Mid Wales Towns Tour Journey Notes 3 - Newtown to Machynlleth
Times in brackets are approximate passing times - assuming departure from Newtown on schedule at 10.06. Left or Right refers to when facing direction of travel.
10.06 Leaving Newtown, we continue to follow the River Severn for six miles.
(10.11) We cross over the A470/A489 roads and over the River Severn for the final time. Llanidloes, the first town on the Severn with a population of some 2,300, is 7 miles upstream and south-west of here. We stop at Caersws station; the name of the village is derived from a Roman fort. A short railway line (the Van Railway) used to run from here to serve silver and lead mines. Production peaked in 1876 when ore valued at over £100,000 (worth £8 million today) was mined. From 1868 until 1887, the manager of the Van Railway at Caersws was John Ceiriog Hughes, a Welsh poet and collector of Welsh folk tunes who did for Welsh poetry what Wordsworth and Coleridge did for English poetry.
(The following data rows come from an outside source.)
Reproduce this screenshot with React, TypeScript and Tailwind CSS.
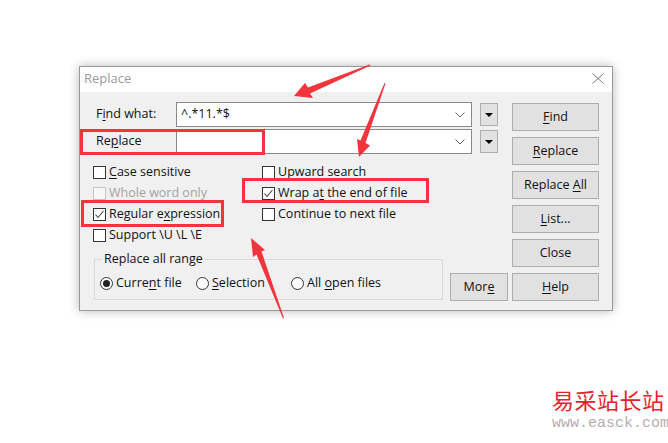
import React from "react";

const U = ({ children }: { children: React.ReactNode }) => (
  <span className="underline underline-offset-[2px] decoration-1">{children}</span>
);

function Check({ children, checked, disabled }: { children: React.ReactNode; checked?: boolean; disabled?: boolean }) {
  return (
    <div className={"flex items-center h-[21px] gap-[3px] " + (disabled ? "text-[#a3a3a3]" : "text-[#111]")}>
      <div
        className={
          "w-[13px] h-[13px] border flex items-center justify-center " +
          (disabled ? "border-[#c4c4c4] bg-[#f7f7f7]" : "border-[#333] bg-white")
        }
      >
        {checked && (
          <svg width="11" height="11" viewBox="0 0 11 11">
            <polyline points="1.5,5.5 4,8.5 9.5,2" fill="none" stroke="#444" strokeWidth="1.1" />
          </svg>
        )}
      </div>
      <span className="whitespace-pre">{children}</span>
    </div>
  );
}

function Radio({ children, checked, w }: { children: React.ReactNode; checked?: boolean; w: string }) {
  return (
    <div className={"flex items-center gap-[3px] " + w}>
      <div className="w-[13px] h-[13px] rounded-full border border-[#333] bg-white flex items-center justify-center">
        {checked && <div className="w-[7px] h-[7px] rounded-full bg-[#222]" />}
      </div>
      <span className="whitespace-pre">{children}</span>
    </div>
  );
}

function Btn({ children, w = "w-[87px]" }: { children: React.ReactNode; w?: string }) {
  return (
    <div className={"h-[28px] border border-[#adadad] bg-[#e1e1e1] flex items-center justify-center text-[#111] " + w}>
      <span className="whitespace-pre">{children}</span>
    </div>
  );
}

function Combo({ value }: { value?: string }) {
  return (
    <div className="w-[296px] h-[25px] border border-[#8a8a8a] bg-white flex items-center justify-between pl-[4px] pr-[6px]">
      <span className="text-[#111]">{value ?? ""}</span>
      <svg width="10" height="6" viewBox="0 0 10 6">
        <polyline points="0.5,0.5 5,5 9.5,0.5" fill="none" stroke="#666" strokeWidth="1" />
      </svg>
    </div>
  );
}

function DropBtn() {
  return (
    <div className="w-[18px] h-[23px] border border-[#adadad] bg-[#e1e1e1] flex items-center justify-center">
      <svg width="8" height="4" viewBox="0 0 8 4">
        <polygon points="0,0 8,0 4,4" fill="#000" />
      </svg>
    </div>
  );
}

export default function App() {
  return (
    <div className="relative w-[668px] h-[443px] bg-white overflow-hidden pt-[66px] pl-[79px] font-['Open_Sans','Noto_Sans',sans-serif] text-[12.5px] leading-none">
      <div className="w-[534px] h-[245px] border border-[#9a9a9a] flex flex-col shadow-[0_0_10px_rgba(0,0,0,0.28)]">
        <div className="h-[25px] bg-white flex items-center justify-between pl-[4px] pr-[8px] pb-[2px]">
          <span className="text-[13px] text-[#9a9a9a]">Replace</span>
          <svg width="12" height="11" viewBox="0 0 12 11">
            <line x1="0.5" y1="0.5" x2="11.5" y2="10.5" stroke="#777" strokeWidth="1" />
            <line x1="11.5" y1="0.5" x2="0.5" y2="10.5" stroke="#777" strokeWidth="1" />
          </svg>
        </div>
        <div className="flex-1 bg-[#f0f0f0] flex">
          <div className="w-[428px] pt-[10px] flex flex-col">
            <div className="flex items-center h-[25px] pl-[16px]">
              <span className="w-[80px] text-[#111]">
                F<U>i</U>nd what:
              </span>
              <Combo value="^.*11.*$" />
              <div className="ml-[8px]">
                <DropBtn />
              </div>
            </div>
            <div className="flex items-center h-[25px] pl-[16px] mt-[2px]">
              <span className="w-[80px] text-[#111]">
                Re<U>p</U>lace
              </span>
              <Combo />
              <div className="ml-[8px]">
                <DropBtn />
              </div>
            </div>
            <div className="flex pl-[13px] mt-[8px]">
              <div className="w-[169px] flex flex-col">
                <Check>
                  <U>C</U>ase sensitive
                </Check>
                <Check disabled>Whole word only</Check>
                <Check checked>
                  Regular e<U>x</U>pression
                </Check>
                <Check>Support \U \L \E</Check>
              </div>
              <div className="flex flex-col">
                <Check>
                  <U>U</U>pward search
                </Check>
                <Check checked>
                  Wrap a<U>t</U> the end of file
                </Check>
                <Check>Continue to next file</Check>
              </div>
            </div>
            <div className="flex items-end mt-[4px]">
              <fieldset className="ml-[14px] w-[349px] h-[50px] border border-[#d9d9d9] text-[#111]">
                <legend className="ml-[7px] px-[2px] h-[18px] leading-[18px]">Replace all range</legend>
                <div className="flex items-center h-[20px] pl-[5px] mt-[5px]">
                  <Radio checked w="w-[96px]">
                    Curre<U>n</U>t file
                  </Radio>
                  <Radio w="w-[95px]">
                    <U>S</U>election
                  </Radio>
                  <Radio w="w-[140px]">
                    All <U>o</U>pen files
                  </Radio>
                </div>
              </fieldset>
              <div className="ml-[7px] mb-[-1px]">
                <Btn w="w-[58px]">
                  Mor<U>e</U>
                </Btn>
              </div>
            </div>
          </div>
          <div className="ml-[4px] pt-[11px] flex flex-col gap-[6px]">
            <Btn>
              <U>F</U>ind
            </Btn>
            <Btn>
              <U>R</U>eplace
            </Btn>
            <Btn>
              Replace <U>A</U>ll
            </Btn>
            <Btn>
              <U>L</U>ist...
            </Btn>
            <Btn>Close</Btn>
            <Btn>
              <U>H</U>elp
            </Btn>
          </div>
        </div>
      </div>

      {/* red annotation boxes */}
      <div className="absolute left-[80px] top-[129px] w-[185px] h-[26px] border-[3px] border-[#f2343c]" />
      <div className="absolute left-[242px] top-[178px] w-[187px] h-[25px] border-[3px] border-[#f2343c]" />
      <div className="absolute left-[81px] top-[200px] w-[143px] h-[27px] border-[3px] border-[#f2343c]" />

      {/* arrows */}
      <svg className="absolute inset-0 pointer-events-none" width="668" height="443" viewBox="0 0 668 443">
        <polygon
          points="294,96 305,83 308,87.5 369.5,64.5 370.5,65.5 310,93.5 313,98"
          fill="#f2343c"
        />
        <polygon
          points="359,157 357,139 360.5,140.5 384.5,83 385.5,83.5 365.5,143 370,145.5"
          fill="#f2343c"
        />
        <polygon
          points="251,238 265,250 261.5,251.5 284,318 283,318.5 256.5,254.5 253,257"
          fill="#f2343c"
        />
      </svg>

      {/* watermark */}
      <div className="absolute left-[552px] top-[385px] flex flex-col">
        <span className="font-['Noto_Sans_CJK_SC',sans-serif] text-[22px] leading-[28px] tracking-[0.5px] text-[#e4222c]">
          易采站长站
        </span>
        <span className="font-['Liberation_Mono',monospace] text-[15px] leading-[18px] text-[#b8adad] mt-[2px]">
          www.easck.com
        </span>
      </div>
    </div>
  );
}
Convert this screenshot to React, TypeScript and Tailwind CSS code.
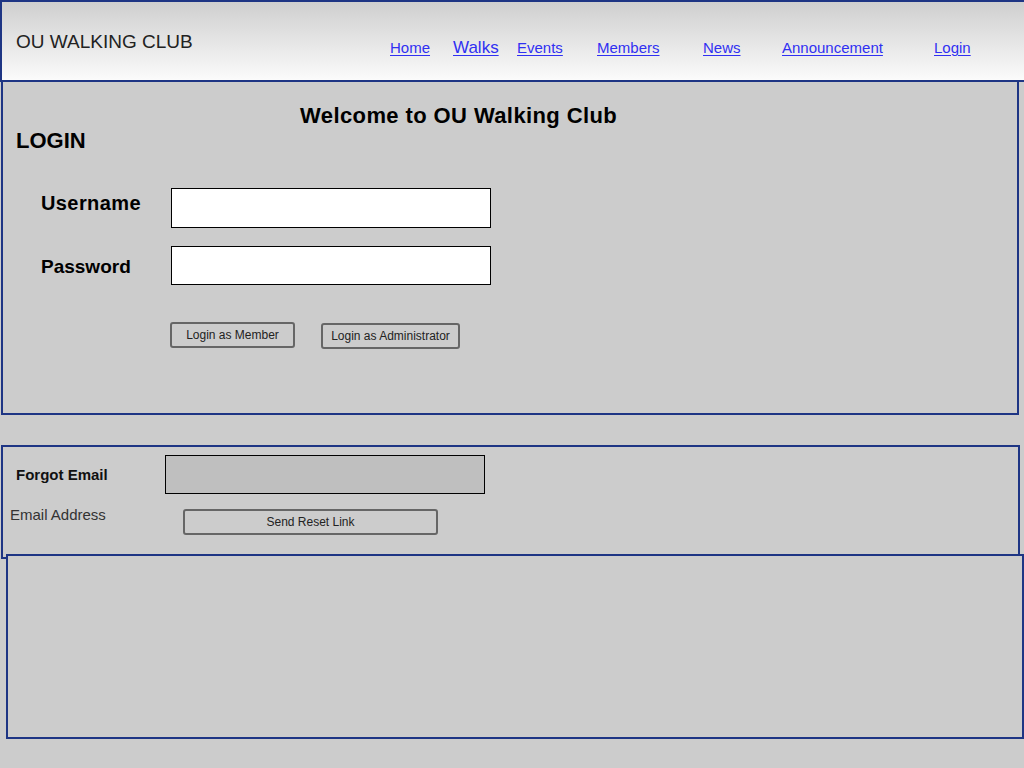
const navLinks: { label: string; width: string; size: string }[] = [
  { label: 'Home', width: 'w-[63px]', size: 'text-[15px]' },
  { label: 'Walks', width: 'w-[64px]', size: 'text-[17px]' },
  { label: 'Events', width: 'w-[80px]', size: 'text-[15px]' },
  { label: 'Members', width: 'w-[106px]', size: 'text-[15px]' },
  { label: 'News', width: 'w-[79px]', size: 'text-[15px]' },
  { label: 'Announcement', width: 'w-[152px]', size: 'text-[15px]' },
  { label: 'Login', width: 'w-[60px]', size: 'text-[15px]' },
]

const sketch = "font-['Comic_Sans_MS','Liberation_Sans',sans-serif]"

function Header() {
  return (
    <header className="flex h-[82px] w-full items-start border-y-2 border-l-2 border-[#1e3584] bg-gradient-to-b from-[#cfcfcf] to-[#fbfbfb]">
      <div className="w-[388px] pl-[14px] pt-[29px] text-[19px] leading-[22px] text-[#222]">OU WALKING CLUB</div>
      <nav className={`flex items-baseline pt-[33px] ${sketch}`}>
        {navLinks.map((link) => (
          <div key={link.label} className={link.width}>
            <a href="#" className={`${link.size} text-[#3030f2] underline underline-offset-2`}>
              {link.label}
            </a>
          </div>
        ))}
      </nav>
    </header>
  )
}

function SketchButton({ label, className }: { label: string; className: string }) {
  return (
    <button
      className={`flex items-center justify-center rounded-[3px] border-2 border-[#666] text-[12px] text-[#222] ${sketch} ${className}`}
    >
      {label}
    </button>
  )
}

function LoginPanel() {
  return (
    <section className="-mt-[2px] ml-[1px] h-[335px] w-[1018px] border-2 border-[#1e3584] pt-[21px]">
      <h1 className="pl-[297px] text-[22px] font-bold leading-[25px] tracking-[0.4px] text-black">
        Welcome to OU Walking Club
      </h1>
      <h2 className="pl-[13px] text-[22px] font-bold leading-[25px] text-black">LOGIN</h2>

      <div className="mt-[35px] flex items-start pl-[38px]">
        <label className="mt-[4px] w-[130px] text-[20px] font-bold leading-[23px] tracking-[0.4px] text-black">
          Username
        </label>
        <input className="h-[40px] w-[320px] border border-black bg-white px-2 outline-none" />
      </div>
      <div className="mt-[18px] flex items-start pl-[38px]">
        <label className="mt-[9px] w-[130px] text-[19px] font-bold leading-[23px] text-black">Password</label>
        <input type="password" className="h-[39px] w-[320px] border border-black bg-white px-2 outline-none" />
      </div>

      <div className="mt-[37px] flex items-start pl-[167px]">
        <SketchButton label="Login as Member" className="h-[26px] w-[125px]" />
        <SketchButton label="Login as Administrator" className="ml-[26px] mt-[1px] h-[26px] w-[139px]" />
      </div>
    </section>
  )
}

function ForgotPanel() {
  return (
    <section className="ml-[1px] mt-[30px] h-[114px] w-[1019px] border-2 border-[#1e3584] pt-[8px]">
      <div className="flex items-center">
        <span className="w-[162px] pl-[13px] text-[15px] font-bold leading-[17px] text-[#111]">Forgot Email</span>
        <input className="h-[39px] w-[320px] border border-black bg-[#bfbfbf] px-2 outline-none" />
      </div>
      <div className="mt-[12px] flex items-start">
        <span className="w-[180px] pl-[7px] text-[15px] leading-[17px] text-[#333]">Email Address</span>
        <SketchButton label="Send Reset Link" className="mt-[3px] h-[26px] w-[255px]" />
      </div>
    </section>
  )
}

export default function App() {
  return (
    <div className="h-[768px] w-[1024px] overflow-hidden bg-[#cccccc] font-['Liberation_Sans',Arial,sans-serif]">
      <Header />
      <LoginPanel />
      <ForgotPanel />
      <section className="-mt-[5px] ml-[6px] h-[185px] w-[1018px] border-2 border-[#1e3584] bg-[#cccccc]" />
    </div>
  )
}
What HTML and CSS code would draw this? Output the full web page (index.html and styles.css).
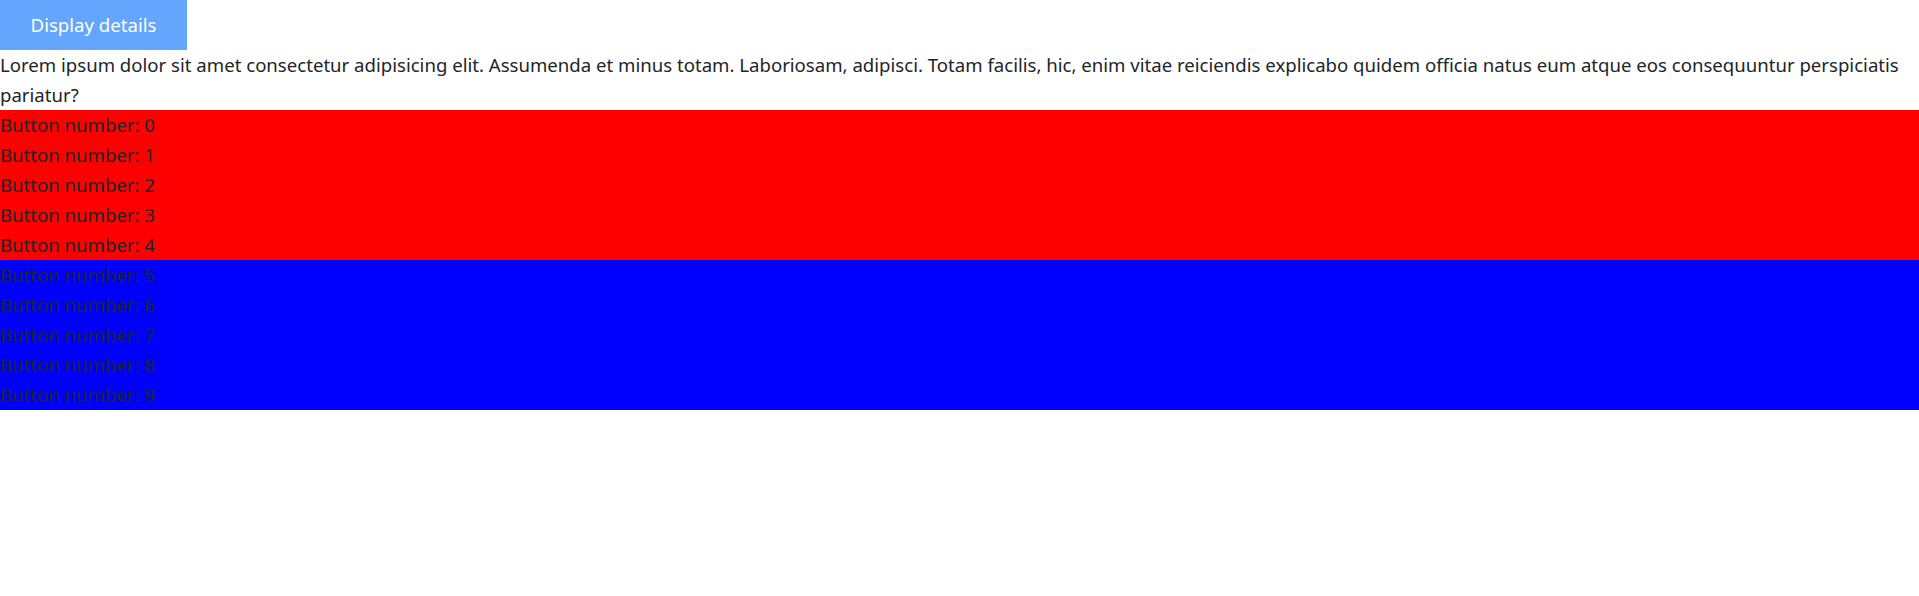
FILE: index.html
```html
<!DOCTYPE html>
<html>
<head>
<meta charset="utf-8">
<link rel="stylesheet" href="styles.css">
</head>
<body>
<button class="details-btn">Display details</button>
<p class="lorem">Lorem ipsum dolor sit amet consectetur adipisicing elit. Assumenda et minus totam. Laboriosam, adipisci. Totam facilis, hic, enim vitae reiciendis explicabo quidem officia natus eum atque eos consequuntur perspiciatis pariatur?</p>
<div class="group red">
  <div class="row">Button number: 0</div>
  <div class="row">Button number: 1</div>
  <div class="row">Button number: 2</div>
  <div class="row">Button number: 3</div>
  <div class="row">Button number: 4</div>
</div>
<div class="group blue">
  <div class="row">Button number: 5</div>
  <div class="row">Button number: 6</div>
  <div class="row">Button number: 7</div>
  <div class="row">Button number: 8</div>
  <div class="row">Button number: 9</div>
</div>
</body>
</html>
```
FILE: styles.css
```css
html, body {
  margin: 0;
  padding: 0;
  background: #fff;
}
body {
  font-family: "Noto Sans", "Open Sans", sans-serif;
  font-size: 18.6px;
  line-height: 30px;
  color: #212529;
}
.details-btn {
  display: block;
  width: 187px;
  height: 50px;
  margin: 0;
  padding: 0;
  border: none;
  background: #64a6fd;
  color: #fff;
  font-family: inherit;
  font-size: 18.6px;
  line-height: 30px;
}
.lorem {
  margin: 0;
}
.group {
  display: flex;
  flex-direction: column;
}
.red { background: #ff0000; }
.blue { background: #0000ff; }
.row {
  height: 30px;
}
```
10.13 Depart Caersws station.
(10.14) R - In the distance can been seen the village of Llanwnog and the parish church of St Gwynnog which contains the best example of a 15th or 16th century rood screen and loft in Montgomeryshire. The hamlet of Pontdolgogh is then on our left with a 17th century coaching inn.
(10.20) L - Carno. When Laura Ashley started her business, her very first factory was here by the side of the railway just before a road level crossing. Her delivery trucks used to be inscribed “London, New York, Paris and Carno”! The buildings have been empty for some time (although there is still a large Texplan factory in Newtown) and sadly Laura Ashley shops in both Newtown and Aberystwyth have closed.
(10.22) Talerddig. An isolated passing loop for the single line railway; we now descend Talerddig Bank - you can feel the train start to go downhill! Almost 120 feet deep and cut through solid rock, it was the deepest in the world at the time of its completion in 1862.
(10.28) L - Llanbrynmair. The village rose to local prominence with the building of a new turnpike road to Machynlleth in 1821 and the arrival of the railway in 1861.
(10.35) L - Cemmaes Road. A small railway hamlet (the actual village of Cemmaes is 2 miles north-east) slate was once hauled here on the main line from slate quarries in the area.
10.43 Arrive at Machynlleth station and leave the train.